Enquanto Ruth continuava tentando, uma médium psíquica chamada Lulu Mack se apresentou para alegar que havia sido contatada por Thomas quando a chamou durante uma sessão e disse seu nome. Lulu, que alegou que nunca tinha ouvido falar de Thomas antes disso, explicou que ele estava realmente tentando se comunicar do outro lado, mas que seu espírito estava muito fraco porque havia morrido de suicídio.
Ela disse que ele estava apenas na "primeira esfera da constelação celestial", então ela estava recebendo apenas mensagens distorcidas de Thomas, mas não era capaz de entender completamente o que ele estava tentando dizer até que ele fortalecesse seu espírito alcançando um diferente "altitude celestial", um processo que poderia levar anos.
Sua afirmação era um pouco suspeita, pois parecia impossível que um espírita não tivesse ouvido falar do caso de Thomas, que foi espalhado por todos os noticiários, então suas alegações foram recebidas com algum ceticismo e muitos pensavam que ela estava apenas procurando publicidade.

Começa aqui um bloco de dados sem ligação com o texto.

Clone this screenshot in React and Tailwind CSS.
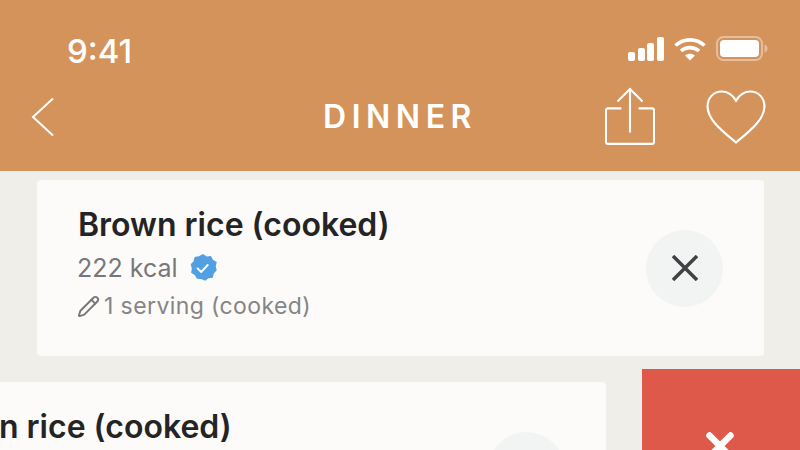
import { Pencil } from 'lucide-react'

function FoodCard({ className }) {
    return (
        <div className={`flex items-center justify-between rounded-[4px] bg-[#fcfbf9] ${className}`}>
            <div className="flex flex-col pb-[9px]">
                <div className="text-[32px] leading-[38px] font-semibold text-[#242424]">Brown rice (cooked)</div>
                <div className="flex items-center gap-[10px] mt-[8px] -ml-px text-[25px] leading-[32px] text-[#77777a]">
                    <span>222 kcal</span>
                    <svg width="30" height="30" viewBox="0 0 28 28">
                        <path d="M14 1l3.400 2.200 4-.500 1.900 3.600 3.500 2-.900 4 .900 3.900-2.700 2.900-1 3.900-4 .500-3.200 2.500-3.600-1.800-4-.100-2-3.500-3.400-2.100.700-4-1.100-3.900 2.800-2.900.800-4 4-.700z" fill="#529fe2" />
                        <path d="M9 14.500l3.400 3.200 6-6.500" fill="none" stroke="#fff" strokeWidth="1.800" strokeLinecap="round" strokeLinejoin="round" />
                    </svg>
                </div>
                <div className="flex items-center gap-[4px] mt-[7px] -ml-px text-[23px] leading-[30px] tracking-[0.4px] text-[#858588]">
                    <Pencil size={23} strokeWidth={2} className="text-[#77777a]" />
                    <span>1 serving (cooked)</span>
                </div>
            </div>
            <div className="flex items-center justify-center w-[77px] h-[77px] rounded-full bg-[#f2f3f3]">
                <svg width="26" height="26" viewBox="0 0 26 26">
                    <path d="M1 1l24 24M25 1L1 25" stroke="#3f4144" strokeWidth="3.500" fill="none" />
                </svg>
            </div>
        </div>
    )
}

export default function App() {
    return (
        <div className="w-[800px] h-[450px] overflow-hidden bg-[#f0eee8] font-['Inter',sans-serif]">
            <div className="h-[171px] bg-[#d4935b] text-white flex flex-col">
                <div className="flex items-center justify-between pl-[67px] pr-[32px] pt-[30px] h-[68px]">
                    <span className="text-[33px] leading-[38px] font-medium mt-[3px]">9:41</span>
                    <div className="flex items-center gap-[10px]">
                        <svg width="36" height="24" viewBox="0 0 36 24" fill="#fff">
                            <rect x="0" y="15" width="7" height="9" rx="2" />
                            <rect x="10" y="11" width="7" height="13" rx="2" />
                            <rect x="19" y="6" width="7" height="18" rx="2" />
                            <rect x="29" y="0" width="7" height="24" rx="2" />
                        </svg>
                        <svg width="32" height="24" viewBox="0 0 32 24" fill="none" stroke="#fff" strokeWidth="3.600">
                            <path d="M1.500 8.500C9.500 1 22.500 1 30.500 8.500" />
                            <path d="M7 14c5-4.500 13-4.500 18 0" />
                            <path d="M16 23.500l-5-5c3-2.500 7-2.500 10 0z" fill="#fff" stroke="none" />
                        </svg>
                        <svg width="52" height="26" viewBox="0 0 52 26" fill="none">
                            <rect x="1" y="1" width="45" height="23" rx="6.500" stroke="#fff" strokeOpacity="0.4" strokeWidth="2" />
                            <rect x="4" y="4" width="39" height="17" rx="4" fill="#fff" />
                            <path d="M48.500 8.500c1.800.5 3 2.200 3 4s-1.200 3.500-3 4z" fill="#fff" fillOpacity="0.4" />
                        </svg>
                    </div>
                </div>
                <div className="relative flex items-center justify-between flex-1 pl-[31px] pr-[34px] pb-[6px]">
                    <svg width="24" height="40" viewBox="0 0 24 40" fill="none" stroke="#fff" strokeWidth="2">
                        <path d="M22 1.500L2 20l20 18.500" />
                    </svg>
                    <div className="absolute left-0 right-0 text-center text-[32px] leading-[40px] font-semibold tracking-[5.5px]">DINNER</div>
                    <div className="flex items-center gap-[51px]">
                        <svg width="50" height="60" viewBox="0 0 52 62" fill="none" stroke="#fff" strokeWidth="2.200">
                            <path d="M17 22H3a2 2 0 0 0-2 2v33a2 2 0 0 0 2 2h46a2 2 0 0 0 2-2V24a2 2 0 0 0-2-2H35" />
                            <path d="M26 47V2M13 15L26 2l13 13" />
                        </svg>
                        <svg width="60" height="54" viewBox="0 0 62 56" fill="none" stroke="#fff" strokeWidth="2.200">
                            <path d="M31 11C27 4 21 1.500 16 1.500 7.500 1.500 1.500 8.500 1.500 17c0 14 16 26 29.500 37.500C44.500 43 60.500 31 60.500 17c0-8.500-6-15.500-14.500-15.500-5 0-11 2.500-15 9.500z" />
                        </svg>
                    </div>
                </div>
            </div>
            <FoodCard className="ml-[37px] mt-[9px] w-[727px] h-[176px] pl-[41px] pr-[41px]" />
            <div className="flex ml-[-121px] mt-[13px] w-[921px]">
                <FoodCard className="mt-[13px] w-[727px] h-[176px] pl-[41px] pr-[41px] shrink-0" />
                <div className="ml-[36px] flex-1 h-[190px] bg-[#de5949] flex justify-center pt-[63px] pr-[2px]">
                    <svg width="28" height="28" viewBox="0 0 28 28">
                        <path d="M3.500 3.500l21 21M24.500 3.500l-21 21" stroke="#fff" strokeWidth="6.500" strokeLinecap="round" fill="none" />
                    </svg>
                </div>
            </div>
        </div>
    )
}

Quer Lulu estivesse dizendo a verdade ou não, uma semana inteira após sua morte, Ruth Doran alegou sentir uma presença estranha e fraca, que ela acreditava ser o espírito de Bradford. No entanto, ela previu que às 21h, a mensagem de Bradford chegaria. Seguindo as alegações dela, a comunidade espiritualista mais ampla se uniu para "acelerar o retorno de seu espírito".
Quando chegou a hora, Ruth e um grupo de espiritualistas realizaram uma sessão espírita, durante a qual todos sentiram a presença de Thomas e as luzes se apagaram. Ruth então alegou que estava recebendo uma mensagem de Thomas e ditou da seguinte forma:
Eu sou o professor que fala com você do Além. Eu rompi o véu. A ajuda dos vivos me ajudou muito. Eu simplesmente fui dormir. Acordei e a princípio não percebi que havia falecido.
Não vejo nenhuma grande mudança aparente. Eu esperava que as coisas fossem muito diferentes. Elas não são. As formas humanas são mantidas no contorno, mas não no físico. Eu não viajei muito. Ainda estou muito na escuridão.
Eu vejo muitas pessoas. Parecem naturais. Há uma leveza de responsabilidade aqui diferente da vida. Me sinto cheio de êxtase e felicidade. Pessoas de naturezas semelhantes se associam. Estou associado a outros investigadores.
Não me arrependo do meu ato. Meu plano atual é apenas a primeira série. Ainda estou investigando os planos futuros sobre os quais nós neste plano somos tão ignorantes quanto os seres terrestres da vida logo além da vida humana.
A mensagem de Thomas não é vista como algo particularmente surpreendente ou diferente de muitos textos espiritualistas da época e se alinha muito mais com as idéias teosóficas da vida após a morte, do que com as idéias judaico-cristãs de céu e eternidade. Como tal, a nota foi colocada sob escrutínio desde o seu 'ditado'.
Apesar dos esforços de Ruth, o experimento de Thomas não forneceu prova satisfatórias da consciência dele além da morte. Apesar das afirmações de cada mulher -uma espiritualista devota, outra protestante- nem a comunidade espiritualista nem a população em geral estavam convencidas de que o experimento de Thomas havia funcionado e que seu espírito se comunicava com sucesso com o mundo dos vivos.
Logo após as duas supostas conexões, a atenção da mídia em torno do evento surpreendente diminuiu. Quanto a Ruth e Lulu, ambas desapareceram na obscuridade, e não encontramos nenhum registro do que aconteceu com nenhuma delas.
Infelizmente, o resultado para Thomas foi mais ou menos o mesmo. Desde as reivindicações iniciais de se conectar com seu espírito, não há registro de ninguém na comunidade espiritualista ou em qualquer outro lugar que tenha registrado conexões bem-sucedidas com seu espírito; e parece que muito poucos tentaram.
No final ele não mudou o mundo. Ele não provou que sua hipótese era verdadeira e certamente não deixou uma marca nos livros de história. Em vez disso, o legado de Thomas nada mais é do que uma história bizarra e um tanto trágica que desapareceu no abismo do tempo.
Ainda assim, apesar da forma como a história terminou, não se pode deixar de se perguntar se tudo não passou de uma farsa bem planejada... ou se ele realmente fez contato com as duas mulheres. Acho que todos descobriremos a verdade um dia.
O famoso escapologista Harry Houdini fez um pacto semelhante, mais aberto, com sua esposa Bess -embora um após a morte "natural"- prometendo que depois que morresse, ele tentaria contatá-la com uma mensagem codificada especial de que apenas os dois iriam conhecer.
Depois que Houdini morreu em 1926, sua esposa realizou uma sessão espírita no aniversário de sua morte por dez anos consecutivos. No entanto, após uma década sem respostas, ela desistiu.